La evolución de Samantha hacia una mujer celosa, insegura y demandante de atención, desconcierta. El arquetipo melodramático que propone Jonze hace pensar en un giro de tuerca o que esta ciencia ficción se va a emparentar con el “tecnoterror” de 2001: A Space Odyssey (Stanley Kubrick, 1968) o Moon (Duncan Jones, 2009). En vez de eso, Jonze nos vierte un balde de agua fría. Su manera de ir a fondo es regresando. Arreglar las cosas y colocar a Theodore y Samantha en una zona de confort.

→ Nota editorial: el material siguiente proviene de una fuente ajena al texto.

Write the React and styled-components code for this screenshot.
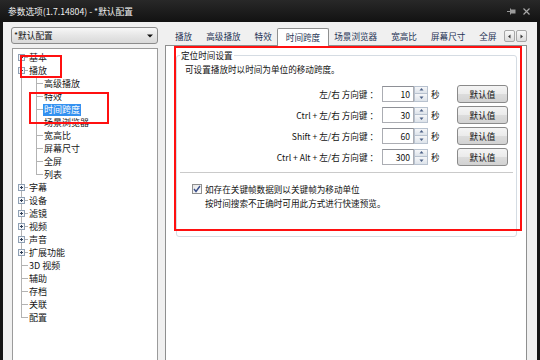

Esta inflexión es triste, desoladora. Incluso Theodore, dentro de este mundo futurista vivo de colores y limpieza, comienza a mimetizarse. La camisa o chaqueta roja que lo hacían resaltar, ya no son tan constantes. Cabe mencionar aquí la gran cinematografía de Hoyte van Hoytema que es un guiño de Jonze hacia el pintor Cy Twombly, de quién no sólo toma el apellido para su protagonista, sino la paleta de colores que define parte de la obra de este artista. Ese tranquilo paseo entre edificios, ambientes amplios, jardines y paredes de colores, exalta el sentimiento de que en esta rutina, nuevamente, algo no anda bien.
El filme de Jonze hurga en una llaga muy familiar: La forma como han cambiado nuestras relaciones (sin importar el tipo) con los demás a partir de los beneficios de la tecnología. La advertencia está en elementos como el matrimonio de Theodore, cuya perfección terminó por razones como un desgaste emocional.
Lo que era primera persona súbitamente es universal. O lo fue desde un principio y Jonze solamente se guarda lo mejor para su tercer acto.
Con Her, Jonze realizó una misiva con copia para todos. Porque toca el nervio adecuado, como una droga. No tan diferente de la que tenía a los chicos de butacas adelante absortos en su celular. Está hecha a nuestra medida. Nuestra actualidad. Y si levantamos nuestra cabeza de la pantalla es posible que lo comprobemos. La condena de Her no es sobre el uso de la tecnología, sino sobre su influencia en las relaciones humanas. Samantha es un pretexto y detonante para mostrar que el futuro es presente. Si no lo vislumbramos por completo es porque no nos hemos hecho las preguntas adecuadas. Mucho menos tenemos respuestas. Ver un amanecer es buen principio.